Bill Buckner was cheered today at Fenway Park. And if you had asked me the probability of that happening in Oct. 1986, I would have said absolute zero... below absolute zero. See he was blamed for the devestating loss of all our hopes and dreams, though it wasn't really his fault (hello Calvin Schiraldi & Bob Stanley).
Truth is the second the ball left Edgar Rentaria's bat bouncing back to Keith Foulke, the mortal wound caused by Buckner healed in my heart.
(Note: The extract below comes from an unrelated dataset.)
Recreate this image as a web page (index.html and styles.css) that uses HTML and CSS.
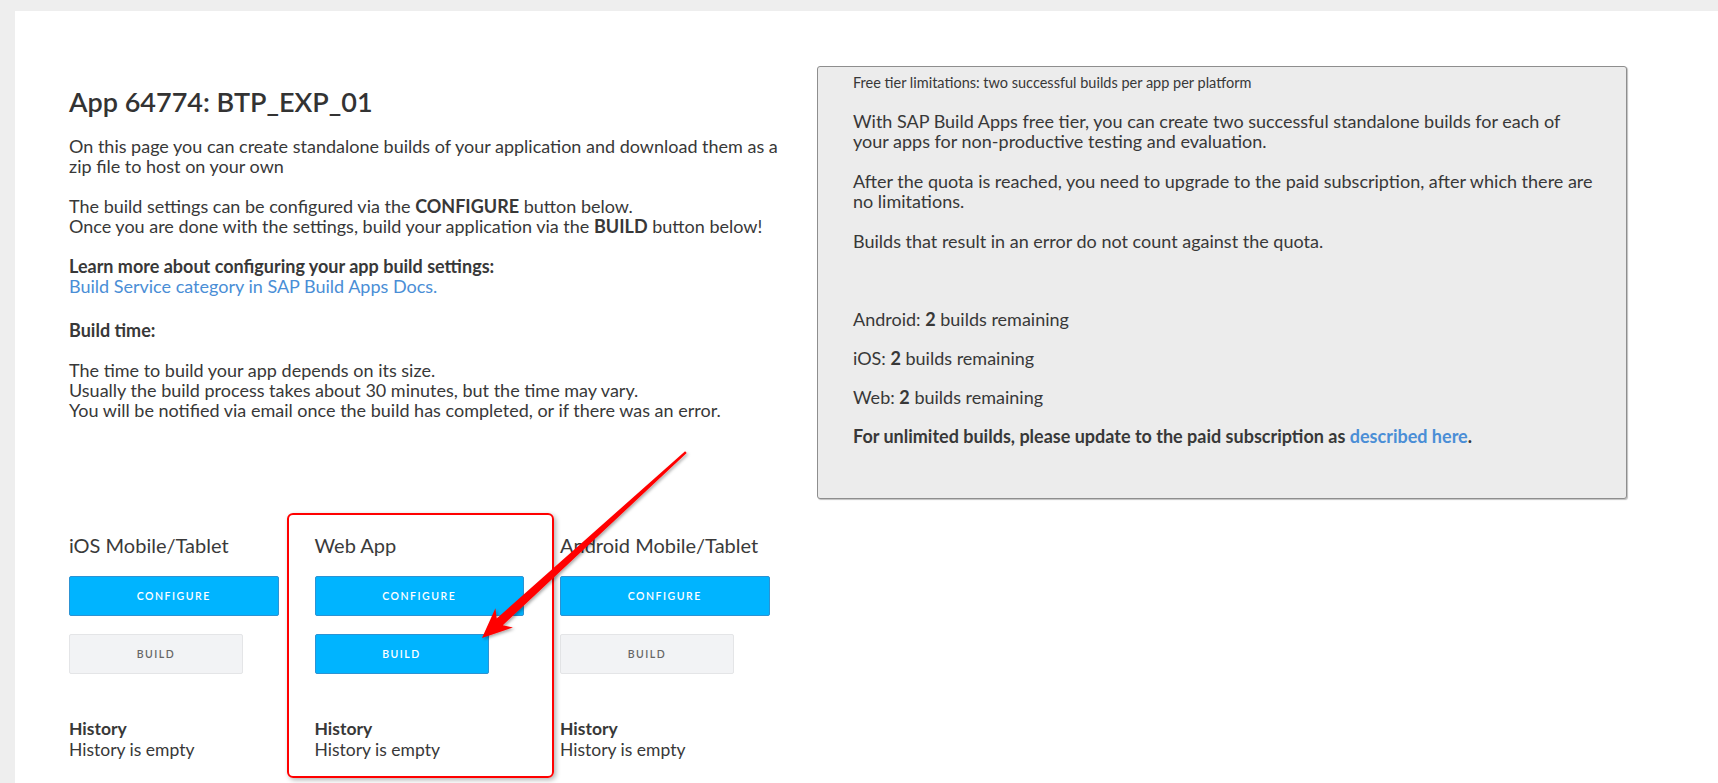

However, how fitting is it, that I'm sitting in a conference room in NYC this morning, hours before being aware that Buckner would throw out the first pitch at the Red Sox home opener (thus completing the recovery for both him and the fans) that I look up on the wall and literally gasp. There on one wall, where art is displayed on other walls, is a framed photo of Buckner watching the ball roll away. I'm talking a 16 x 20 photo here... People in the room stare at me. I jump up and point at it and exclaim: I can't believe this is here on the wall. Don't you know you have guests from Boston? People continue to stare. Not all of these people are even from New York or even care about baseball (hard to believe, but they exist). Someone actually asks: what is that a photo of? One of the more traumatic moments of my life, that's all! People are really staring at me now. At least there were no Yankee fans in the room.
Later, when the email begins circulating that it will be Buckner throwing the first pitch, someone will turn to me and say: that guy whose picture you were sitting under? How appropriate. Indeed.